The forum, moderated by Coy and featuring presentations by and discussions with local technology and design entrepreneur Dave Troy and tech teacher/open-source advocate Tom Murdock as well as Blake-Plock, is not strictly designed to generate concrete plans for, say, revamping the school system. Rather, Coy and Blake-Plock hope to bring people from the community together in an ongoing discussion about the possibilities for technology in the classroom.

"One thing that we've seen in the classroom is that it used to be really bound by what you brought into the classroom," Coy says. "You bring textbooks in, you bring speakers to come in, you bring yourself, whatever you bring into that classroom, but it was all within those four walls. However, within the past 20 years what's happened with technology has opened up the classroom to any number of experiences where you can actually have real-time dialogues."

Blake-Plock taught history, foreign language, and fine arts at the John Carroll School in Bel Air for 10 years before becoming a faculty associate at the Johns Hopkins University School of Education; Coy was one of his students. The two say that whether they were teaching students or teaching teachers, there was a lack of understanding about how to integrate technology into the learning process.

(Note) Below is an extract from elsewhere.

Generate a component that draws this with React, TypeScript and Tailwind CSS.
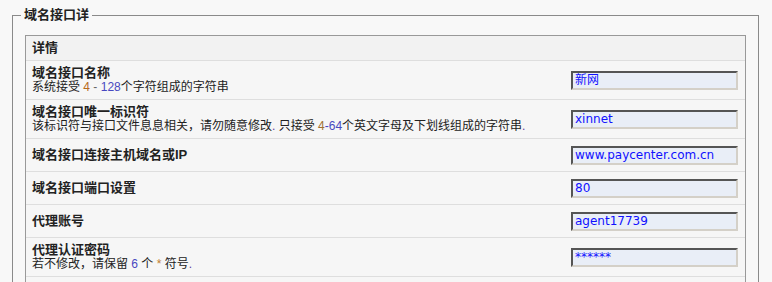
import React from "react";

const cjk = { fontFamily: '"Liberation Sans", "Noto Sans CJK SC", sans-serif' };
const inp = { fontFamily: '"DejaVu Sans", "Noto Sans CJK SC", sans-serif' };

type Row = { label: React.ReactNode; desc?: React.ReactNode; value: string; h: string };

const rows: Row[] = [
  {
    label: "域名接口名称",
    desc: (
      <>
        系统接受 <span className="text-[#b86a1c]">4</span>
        <span className="text-[#666]"> - </span>
        <span className="text-[#4848c0]">128</span>个字符组成的字符串
      </>
    ),
    value: "新网",
    h: "h-[39px]",
  },
  {
    label: "域名接口唯一标识符",
    desc: (
      <>
        该标识符与接口文件息息相关，请勿随意修改<span className="text-[#6040a0]">.</span> 只接受{" "}
        <span className="text-[#a07030]">4</span>
        <span className="text-[#4848c0]">-64</span>个英文字母及下划线组成的字符串
        <span className="text-[#6040a0]">.</span>
      </>
    ),
    value: "xinnet",
    h: "h-[39px]",
  },
  { label: "域名接口连接主机域名或IP", value: "www.paycenter.com.cn", h: "h-[33px]" },
  { label: "域名接口端口设置", value: "80", h: "h-[33px]" },
  { label: "代理账号", value: "agent17739", h: "h-[33px]" },
  {
    label: "代理认证密码",
    desc: (
      <>
        若不修改，请保留 <span className="text-[#4848c0]">6</span> 个{" "}
        <span className="text-[#c08030]">*</span> 符号<span className="text-[#6040a0]">.</span>
      </>
    ),
    value: "******",
    h: "h-[39px]",
  },
];

export default function App() {
  return (
    <div className="min-h-screen bg-[#f8f8f8] pt-[8px]" style={cjk}>
      <fieldset className="ml-[12px] mr-[13px] border border-[#8a8a8a] px-[12px] pt-[13px] pb-[10px]">
        <legend className="ml-[-4px] px-[3px] text-[13px] font-bold leading-[14px] text-[#222]">
          域名接口详
        </legend>
        <div className="border border-[#999] bg-[#f6f6f6]">
          <div className="flex h-[25px] items-center border-b border-[#dedede] bg-[#f2f2f2] pl-[6px] text-[13px] font-bold text-[#222]">
            详情
          </div>
          {rows.map((r, i) => (
            <div
              key={i}
              className={`flex ${r.h} items-center justify-between border-b border-[#dedede] pl-[6px] pr-[7px]`}
            >
              <div className="flex flex-col text-[#222]">
                <div className="text-[13px] font-bold leading-[14px]">{r.label}</div>
                {r.desc && <div className="text-[12px] leading-[14px]">{r.desc}</div>}
              </div>
              <div
                className="flex h-[19px] w-[167px] items-center border-2 border-t-[#555] border-l-[#555] border-r-[#d4d0c8] border-b-[#d4d0c8] bg-[#e9eef7] pl-[2px] text-[12px] text-[#1010ff]"
                style={inp}
              >
                {r.value}
              </div>
            </div>
          ))}
          <div className="h-[33px]" />
        </div>
      </fieldset>
    </div>
  );
}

This summer, they decided on the need for a regular gathering; in August, Digital Harbor agreed to sponsor it.

Blake-Plock says what's at issue is not simply the need to buy more computers or provide each student with an iPad. More crucial, he says, is the need to re-examine what education means in the context of a technological world.

"We can’t decide that technology is going to be right," he says. "It’s not a right or a wrong. It just exists. And you’re not going to get away from that. And we’ve already given birth to children who will be alive in the 22nd century, and in so many classrooms we're forcing them to still have a 20th-century education."

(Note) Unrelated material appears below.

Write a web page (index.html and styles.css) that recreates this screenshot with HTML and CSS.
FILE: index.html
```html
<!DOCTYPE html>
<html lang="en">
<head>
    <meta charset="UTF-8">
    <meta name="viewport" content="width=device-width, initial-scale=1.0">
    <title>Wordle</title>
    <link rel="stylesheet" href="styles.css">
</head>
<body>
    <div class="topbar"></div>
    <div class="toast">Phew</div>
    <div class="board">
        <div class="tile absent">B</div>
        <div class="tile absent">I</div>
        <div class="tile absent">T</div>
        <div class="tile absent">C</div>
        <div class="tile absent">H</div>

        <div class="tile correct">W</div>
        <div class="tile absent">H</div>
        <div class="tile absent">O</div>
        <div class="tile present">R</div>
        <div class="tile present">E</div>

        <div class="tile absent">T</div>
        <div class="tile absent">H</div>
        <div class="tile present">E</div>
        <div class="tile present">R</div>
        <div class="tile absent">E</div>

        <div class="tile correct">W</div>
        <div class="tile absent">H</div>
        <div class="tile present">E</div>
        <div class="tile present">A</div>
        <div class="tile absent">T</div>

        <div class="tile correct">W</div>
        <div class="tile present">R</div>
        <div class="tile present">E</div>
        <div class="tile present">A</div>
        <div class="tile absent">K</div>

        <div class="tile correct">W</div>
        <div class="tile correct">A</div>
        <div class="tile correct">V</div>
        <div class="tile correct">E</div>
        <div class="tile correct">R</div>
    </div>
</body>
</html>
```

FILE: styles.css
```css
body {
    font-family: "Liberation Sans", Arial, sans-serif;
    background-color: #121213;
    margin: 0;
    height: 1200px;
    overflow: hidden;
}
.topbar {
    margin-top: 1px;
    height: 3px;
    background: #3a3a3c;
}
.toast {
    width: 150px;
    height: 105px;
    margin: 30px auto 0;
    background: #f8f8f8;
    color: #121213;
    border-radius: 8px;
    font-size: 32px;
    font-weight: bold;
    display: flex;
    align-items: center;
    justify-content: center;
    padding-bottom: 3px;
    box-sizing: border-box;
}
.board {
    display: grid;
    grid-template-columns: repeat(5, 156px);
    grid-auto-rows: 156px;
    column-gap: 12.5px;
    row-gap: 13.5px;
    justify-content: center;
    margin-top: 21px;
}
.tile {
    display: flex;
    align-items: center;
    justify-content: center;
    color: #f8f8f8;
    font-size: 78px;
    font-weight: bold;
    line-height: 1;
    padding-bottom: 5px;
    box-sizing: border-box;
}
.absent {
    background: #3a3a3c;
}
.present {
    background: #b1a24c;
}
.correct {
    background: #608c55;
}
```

In his own classrooms, Blake-Plock has been conducting social experiments with technology. Students in one of his freshman history courses, for example, write about what they've learned for a blog that has amassed 8,000 page views, due largely to the network of tech-minded educators with whom Blake-Plock is connected. That large audience gives students a feeling of ownership over their work, he says, and forces them to defend their writing and their opinions on a public stage. This ownership, Coy says, leads to student empowerment, a phrase he uses often to describe what he and Blake-Plock see as the ultimate goal of education—teaching kids to want to learn, rather than simply to pass tests.

"Especially in the city, where you have so many problems, that’s all the more reason to focus and innovate and use the technology," Coy says. "Most of the problems that we face are from, in my opinion, lack of attention--parental attention, societal attention. What you can do is you can open up the audience where a student can write for a blog that has thousands of people that are reading all over the country, whereas something that you’re going to write and turn in to a teacher, you’re never going to see again and one person sees it."

Teachers and administrators have, in large part, responded positively to Coy and Blake-Plock's ideas, especially, Blake-Plock says, if those ideas are presented in a way that demonstrates the benefits to students, teachers, and the profession at large. But Coy says he has on occasion encountered negative responses—an administrator telling him blog-writing isn't in the curriculum, for example. And there are problems with access to technology: Some schools still don't have computers, and many that do are blocked from fully utilizing them. Access to YouTube, for example, is restricted in most schools, despite the fact, as Blake-Plock points out, that the site is home to the world's largest collection of educational videos.

Technology is simply the context in which learning now exists, Blake-Plock says, and it's leading to changes in the way students are taught and assessed. In the face of a national push toward standardization, with federal money tied to increasing scores on standardized tests, the question, say he and Coy, is bigger than whether or not students should use iPads.

"Even to step back a little bit from technology itself and just say, maybe it’s time to look at what is it that we’re talking about when we’re talking about education," Blake-Plock says. "Are we talking about the ability to pass a test and increase an aggregate score for your school? Or is education more than that? The case is out on that one."